The point of mal is to guide an implementer through the steps necessary for
making an interpreter using a language they are comfortable in. It gives some
insight into how various constructs are implemented, such as closures and tail
call optimization. The purpose is not so much to make a lisp-like language
(although that is the outcome), but to learn what goes into making an
interpreter for one - especially when you can't lean on the constructs that
already exist in the host language.

------
david-given
A while back I implemented Conway's Game of Life in make... by writing it in a
custom high level language and then writing a compiler into GNU Make script:

[http://cowlark.com/2013-10-19-insane-
make](http://cowlark.com/2013-10-19-insane-make)

I also wrote an arbitrary precision maths library, because make doesn't
support arithmetic.

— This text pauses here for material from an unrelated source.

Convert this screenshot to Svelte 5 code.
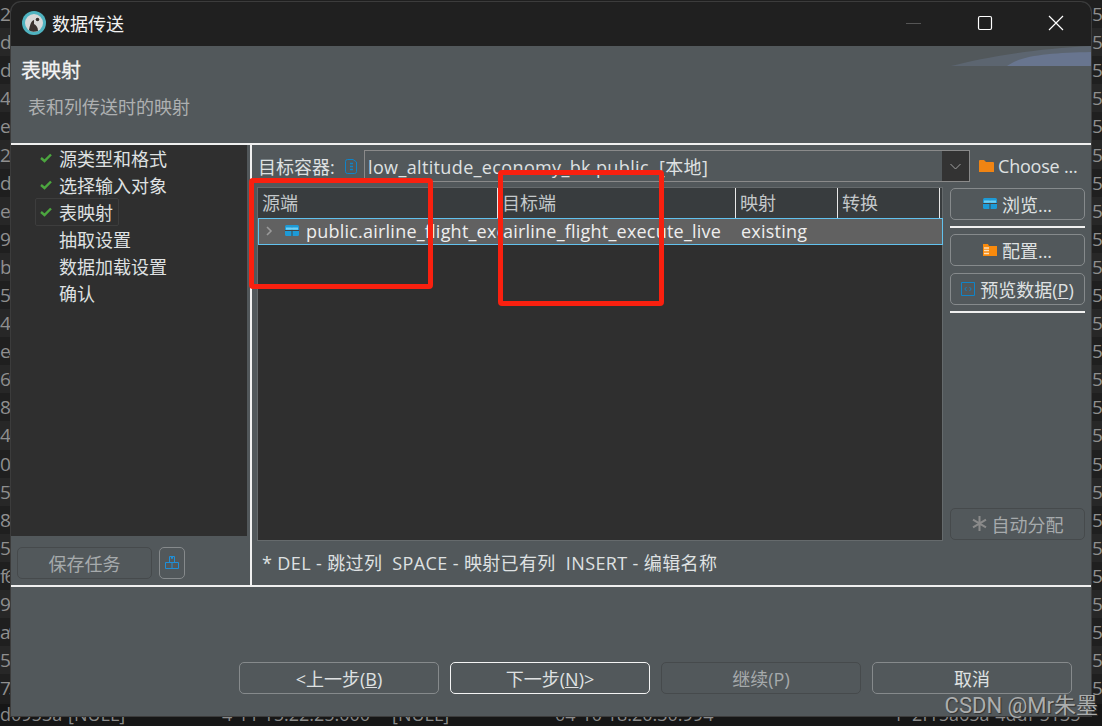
<script>
  const bgRows = [
    ['2f','51'],['de','51'],['d7','51'],['4e','51'],['e8','51'],['2c','51'],['d3','51'],['ea','51'],['9c','51'],
    ['bo','51'],['50','51'],['48','51'],['e4','51'],['69','51'],['8c','51'],['4c','51'],['0a','51'],['57','51'],
    ['84','51'],['51','51'],['f6','51'],['9c','51'],['a9','51'],['5a','51'],['73','51']
  ];
  const steps = [
    { t: '源类型和格式', done: true },
    { t: '选择输入对象', done: true },
    { t: '表映射', done: true, current: true },
    { t: '抽取设置' },
    { t: '数据加载设置' },
    { t: '确认' }
  ];
</script>

<div class="desktop">
  <div class="bgrows">
    {#each bgRows as r, i}
      <div class="bgrow" class:alt={i % 2 === 1}><span class="lead">{r[0]}</span><span>{r[1]}</span></div>
    {/each}
  </div>
  <div class="bgbottom">
    <span class="c1">d0953a</span><span class="c2">[NULL]</span><span class="c3">4-11 15:22:25.000</span><span class="c4">[NULL]</span><span class="c5">04-10 18:20:30.994</span><span class="c6">1</span><span class="c7">2f15a65a-4ddf-5135</span>
  </div>

  <div class="window">
    <div class="titlebar">
      <svg class="appicon" width="24" height="24" viewBox="0 0 24 24">
        <circle cx="12" cy="12" r="12" fill="#4fb3c0"/>
        <circle cx="12" cy="12" r="9" fill="#d8d8d8"/>
        <path d="M7 19 C8 14 9 10 12 9 L12 13 C14 14 16 16 16 20 C12 21 9 21 7 19Z" fill="#3a3230"/>
        <circle cx="15.5" cy="8.5" r="1.8" fill="#3a3230"/>
      </svg>
      <span class="title">数据传送</span>
      <span class="winbtns">
        <svg width="16" height="16" viewBox="0 0 16 16"><path d="M0 8.5H15" stroke="#555" stroke-width="1"/></svg>
        <svg width="16" height="16" viewBox="0 0 16 16"><rect x="1.5" y="1.5" width="13" height="13" rx="1.5" fill="none" stroke="#fff" stroke-width="1.2"/></svg>
        <svg width="16" height="16" viewBox="0 0 16 16"><path d="M1 1L15 15M15 1L1 15" stroke="#fff" stroke-width="1.2"/></svg>
      </span>
    </div>

    <div class="banner">
      <svg class="swoosh" width="140" height="20" viewBox="0 0 140 20">
        <path d="M0 20C30 12 80 3 140 0V20Z" fill="#5c6570"/>
        <path d="M56 20C70 9 100 7 140 6V20Z" fill="#68758f"/>
      </svg>
      <div class="bannertitle">表映射</div>
      <div class="bannersub">表和列传送时的映射</div>
    </div>

    <div class="body">
      <div class="left">
        <div class="tree">
          {#each steps as s}
            <div class="step">
              <span class="stepinner" class:current={s.current}>
                <span class="check">
                  {#if s.done}
                    <svg width="12" height="10" viewBox="0 0 12 10"><path d="M1 5L4.5 8L11 1.5" fill="none" stroke="#4ca63f" stroke-width="2.4"/></svg>
                  {/if}
                </span>
                <span>{s.t}</span>
              </span>
            </div>
          {/each}
        </div>
        <div class="savebar">
          <button class="btn dim save">保存任务</button>
          <button class="btn small">
            <svg width="14" height="16" viewBox="0 0 14 16" fill="none" stroke="#1f8fd8" stroke-width="1"><path d="M4.5 1.5H9.5V7.5H4.5ZM6.5 1.5V3.5H7.5V1.5M.5 7.5H13.5V13.5H.5ZM7 7.5V13.5"/></svg>
          </button>
        </div>
      </div>

      <div class="right">
        <div class="main">
          <div class="target">
            <span class="tlabel">目标容器:</span>
            <svg class="dbicon" width="12" height="15" viewBox="0 0 12 15" fill="none" stroke="#0f84c8" stroke-width="1"><path d="M.5 2.5Q.5.5 2.5.5H8L11.5 3V12.5Q11.5 14.5 9.5 14.5H2.5Q.5 14.5.5 12.5Z"/><path d="M5 4.5H8M5 7.5H8M5 10.5H8" stroke-width="1.5"/></svg>
            <div class="combo">
              <span class="comboval">low_altitude_economy_bk.public&nbsp;&nbsp;[本地]</span>
              <span class="comboarrow"><svg width="11" height="7" viewBox="0 0 11 7"><path d="M.5 1L5.5 6L10.5 1" fill="none" stroke="#a0a0a0"/></svg></span>
            </div>
            <span class="choose">
              <svg width="15" height="12" viewBox="0 0 15 12"><path d="M0 1Q0 0 1 0H5L7 2H14Q15 2 15 3V12H0Z" fill="#f08413"/></svg>
              <span>Choose ...</span>
            </span>
          </div>

          <div class="content">
            <div class="table">
              <div class="thead">
                <span class="th c-src">源端</span>
                <span class="th c-dst">目标端</span>
                <span class="th c-map">映射</span>
                <span class="th c-conv">转换</span>
              </div>
              <div class="tr">
                <span class="td c-src srccell">
                  <svg width="8" height="10" viewBox="0 0 8 10"><path d="M2 1L6 5L2 9" fill="none" stroke="#9a9a9a" stroke-width="1.6"/></svg>
                  <svg class="tblicon" width="14" height="11" viewBox="0 0 14 11"><rect width="14" height="11" rx="1.5" fill="#1d9ad6"/><path d="M0 5.5H14M7 2.5V11" stroke="#444" stroke-width="1"/><path d="M1 2.5H13V4.8H1Z" fill="#6fd0f5"/></svg>
                  <span class="clip">public.airline_flight_execute_live</span>
                </span>
                <span class="td c-dst">airline_flight_execute_live</span>
                <span class="td c-map">existing</span>
                <span class="td c-conv"></span>
              </div>
            </div>

            <div class="side">
              <button class="btn sidebtn">
                <svg width="14" height="11" viewBox="0 0 14 11"><rect width="14" height="11" rx="1.5" fill="#1d9ad6"/><path d="M0 5.5H14M7 2.5V11" stroke="#444" stroke-width="1"/><path d="M1 2.5H13V4.8H1Z" fill="#6fd0f5"/></svg>
                <span>浏览...</span>
              </button>
              <div class="rule"></div>
              <button class="btn sidebtn">
                <svg width="14" height="12" viewBox="0 0 14 12"><path d="M0 0H5L6 2H14V12H0Z" fill="#f98a0c"/><path d="M1 4H6M1 6.5H6M1 9.5H6" stroke="#ffe0b8" stroke-width="1.5"/></svg>
                <span>配置...</span>
              </button>
              <button class="btn preview">
                <svg width="14" height="14" viewBox="0 0 14 14" fill="none" stroke="#0f84c8"><path d="M.5.5H13.5V13.5H.5Z"/><path d="M5.5 5L3.8 7L5.5 9M8.5 5L10.2 7L8.5 9"/></svg>
                <span>预览数据(<u>P</u>)</span>
              </button>
              <div class="rule"></div>
              <div class="spacer"></div>
              <button class="btn dim auto">
                <svg width="15" height="15" viewBox="0 0 15 15" stroke="#8a8a8a" stroke-width="2"><path d="M7.5 0V15M1 3.7L14 11.3M14 3.7L1 11.3"/></svg>
                <span>自动分配</span>
              </button>
            </div>
          </div>

          <div class="hint">* DEL - 跳过列&nbsp;&nbsp;SPACE - 映射已有列&nbsp;&nbsp;INSERT - 编辑名称</div>
        </div>
      </div>
    </div>

    <div class="footer">
      <button class="btn fbtn"><span>&lt;上一步(<u>B</u>)</span></button>
      <button class="btn fbtn primary"><span>下一步(<u>N</u>)&gt;</span></button>
      <button class="btn fbtn dim"><span>继续(P)</span></button>
      <button class="btn fbtn"><span>取消</span></button>
    </div>
  </div>

  <div class="mark redA"></div>
  <div class="mark redB"></div>
  <div class="watermark">CSDN @Mr朱墨</div>
</div>

<style>
  :global(body) { margin: 0; background: #1e1e1e; }
  .desktop {
    position: relative;
    width: 1102px;
    height: 726px;
    overflow: hidden;
    background: #1e1e1e;
    font-family: "Open Sans", "Noto Sans CJK SC", sans-serif;
    font-size: 18px;
    color: #dfe1e2;
  }
  .bgrows { display: flex; flex-direction: column; }
  .bgrow {
    height: 28.1px;
    display: flex;
    justify-content: space-between;
    align-items: center;
    color: #8f8f8f;
    background: #1f1f1f;
    font-size: 19px;
  }
  .bgrow.alt { background: #272727; }
  .bgrow span { width: 10px; overflow: hidden; white-space: nowrap; }
  .bgrow .lead { letter-spacing: -2px; }
  .bgbottom {
    position: absolute;
    left: 0;
    top: 704px;
    width: 1102px;
    height: 22px;
    background: #161616;
    color: #8a8a8a;
    font-size: 18px;
    white-space: nowrap;
  }
  .bgbottom span { position: absolute; top: -2px; }
  .c1 { left: 0; } .c2 { left: 68px; } .c3 { left: 222px; } .c4 { left: 392px; }
  .c5 { left: 555px; } .c6 { left: 893px; } .c7 { left: 912px; }

  .window {
    position: absolute;
    left: 11px;
    top: 2px;
    width: 1080px;
    height: 714px;
    display: flex;
    flex-direction: column;
    background: #52585b;
    border-radius: 10px 10px 0 0;
    box-shadow: 0 0 0 1px #3c3c3c;
    overflow: hidden;
  }
  .titlebar {
    height: 44px;
    box-sizing: border-box;
    flex: none;
    background: #202020;
    display: flex;
    align-items: center;
    padding: 0 0 2px 11px;
    color: #f2f2f2;
  }
  .appicon { margin-right: 6px; }
  .title { font-size: 18px; }
  .winbtns { margin-left: auto; display: flex; gap: 55px; padding-right: 27px; align-items: center; }

  .banner {
    position: relative;
    height: 97px;
    flex: none;
    background: #52585b;
    padding-left: 10px;
  }
  .swoosh { position: absolute; right: 0; top: 0; }
  .bannertitle { font-size: 20px; font-weight: 400; -webkit-text-stroke: .3px #f4f4f4; color: #f4f4f4; padding-top: 12px; line-height: 26px; }
  .bannersub { font-size: 18px; color: #aeb0b1; padding: 10px 0 0 7px; line-height: 26px; }

  .body { flex: 1; min-height: 0; display: flex; border-top: 2px solid #f0f0f0; }
  .left { width: 239px; flex: none; display: flex; flex-direction: column; }
  .tree { flex: 1; background: #2f2f2f; margin-right: 3px; }
  .step { height: 27px; box-sizing: border-box; padding: 0 0 2px 24px; display: flex; align-items: center; white-space: nowrap; }
  .stepinner { display: flex; align-items: center; height: 26px; padding: 0 5px 0 4px; border: 1px solid transparent; border-radius: 2px; }
  .stepinner.current { border-color: #3d3d3d; }
  .check { width: 19px; display: flex; align-items: center; }
  .savebar { height: 49px; flex: none; display: flex; gap: 7px; padding: 11px 0 0 6px; box-sizing: border-box; }
  .save { width: 135px; padding-right: 2px; }
  .small { width: 26px; }

  .right { flex: 1; min-width: 0; border-left: 2px solid #f0f0f0; display: flex; }
  .main { flex: 1; min-width: 0; display: flex; flex-direction: column; padding: 5px 6px 0 5px; }
  .target { display: flex; align-items: center; height: 32px; flex: none; white-space: nowrap; }
  .tlabel { width: 88px; flex: none; box-sizing: border-box; padding-left: 1px; }
  .dbicon { margin-right: 7px; flex: none; }
  .combo {
    width: 606px;
    height: 32px;
    flex: none;
    box-sizing: border-box;
    border: 1px solid #8a8a8a;
    display: flex;
    align-items: center;
    justify-content: space-between;
  }
  .comboval { padding-left: 3px; letter-spacing: .36px; }
  .comboarrow { width: 27px; height: 100%; background: #333; display: flex; align-items: center; justify-content: center; }
  .choose { display: flex; align-items: center; gap: 4px; padding-left: 9px; letter-spacing: -.2px; }

  .content { flex: none; display: flex; gap: 7px; padding-top: 5px; }
  .table {
    width: 686px;
    height: 354px;
    box-sizing: border-box;
    flex: none;
    background: #2f2f2f;
    border: 1px solid #656a6c;
  }
  .thead { display: flex; height: 30px; background: #383c3e; color: #c4c8ca; }
  .th { box-sizing: border-box; border-right: 1px solid #e8e8e8; padding-left: 4px; line-height: 30px; flex: none; }
  .c-src { width: 240px; }
  .c-dst { width: 238px; }
  .c-map { width: 102px; }
  .c-conv { width: 102px; }
  .tr {
    display: flex;
    height: 27px;
    box-sizing: border-box;
    margin-right: -1px;
    background: #616161;
    border: 1px solid #62c2ee;
    align-items: center;
    color: #eeeeee;
    white-space: nowrap;
  }
  .td { box-sizing: border-box; flex: none; padding: 0 0 2px 5px; overflow: hidden; letter-spacing: .22px; }
  .tr .c-src { width: 239px; }
  .srccell { display: flex; align-items: center; padding-left: 6px; }
  .tblicon { margin-left: 12px; margin-right: 7px; flex: none; }
  .clip { overflow: hidden; flex: 1; min-width: 0; }

  .side { width: 135px; flex: none; display: flex; flex-direction: column; height: 352px; margin-top: 1px; }
  .side .btn { flex: none; width: 135px; }
  .sidebtn { padding-left: 6px; }
  .side .preview { margin-top: 7px; padding: 0 0 1px; gap: 5px; }
  .rule { height: 2px; margin: 6px 0; background: #f0f0f0; flex: none; }
  .spacer { flex: 1; }

  .hint { flex: none; padding-left: 5px; line-height: 26px; margin-top: 9px; letter-spacing: .37px; white-space: nowrap; }

  .btn {
    box-sizing: border-box;
    height: 32px;
    border: 1px solid #868a8c;
    border-radius: 5px;
    background: transparent;
    color: #dfe1e2;
    font: inherit;
    display: flex;
    align-items: center;
    justify-content: center;
    gap: 5px;
    padding: 0 0 1px;
    white-space: nowrap;
  }
  .btn.dim { border-color: #464a4c; color: #a6aaac; }
  .small { border-color: #868a8c; }

  .footer {
    height: 131px;
    flex: none;
    box-sizing: border-box;
    border-top: 2px solid #f0f0f0;
    display: flex;
    gap: 11px;
    padding: 75px 0 0 228px;
  }
  .fbtn { width: 200px; height: 32px; }
  .primary { border-color: #f4f4f4; }

  .mark {
    position: absolute;
    box-sizing: border-box;
    border: 5px solid #f9200f;
    border-radius: 4px;
  }
  .redA { left: 249px; top: 178px; width: 184px; height: 111px; }
  .redB { left: 498px; top: 170px; width: 166px; height: 136px; }
  .watermark {
    position: absolute;
    right: 4px;
    top: 687px;
    color: #acaeae;
    font-family: "Roboto", "Noto Sans CJK SC", sans-serif;
    font-size: 22px;
    text-shadow: 1px 1px 1px #333;
    white-space: nowrap;
  }
</style>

I got as far as addition, subtraction and multiplication
before coming to my senses.

------
jgrahamc
For more wild things you can do in GNU make by pushing the internal language:
[http://gmsl.sf.net/](http://gmsl.sf.net/) And also:
[https://www.nostarch.com/gnumake](https://www.nostarch.com/gnumake)

I like they way they've done the arithmetic.

------
bla2
Somewhat hidden in the readme: A link to
[https://github.com/google/kati](https://github.com/google/kati) which is
apparently much faster at execution Makefile code.

------
amyjess
I bet this was inspired by the "Lisp in your language" post from last week,
where somebody did it in JavaScript.

That got me to work on a Python version (using tuples, for maximum
parentheses), but it got put on the back burner because my life took a turn
for the busy lately.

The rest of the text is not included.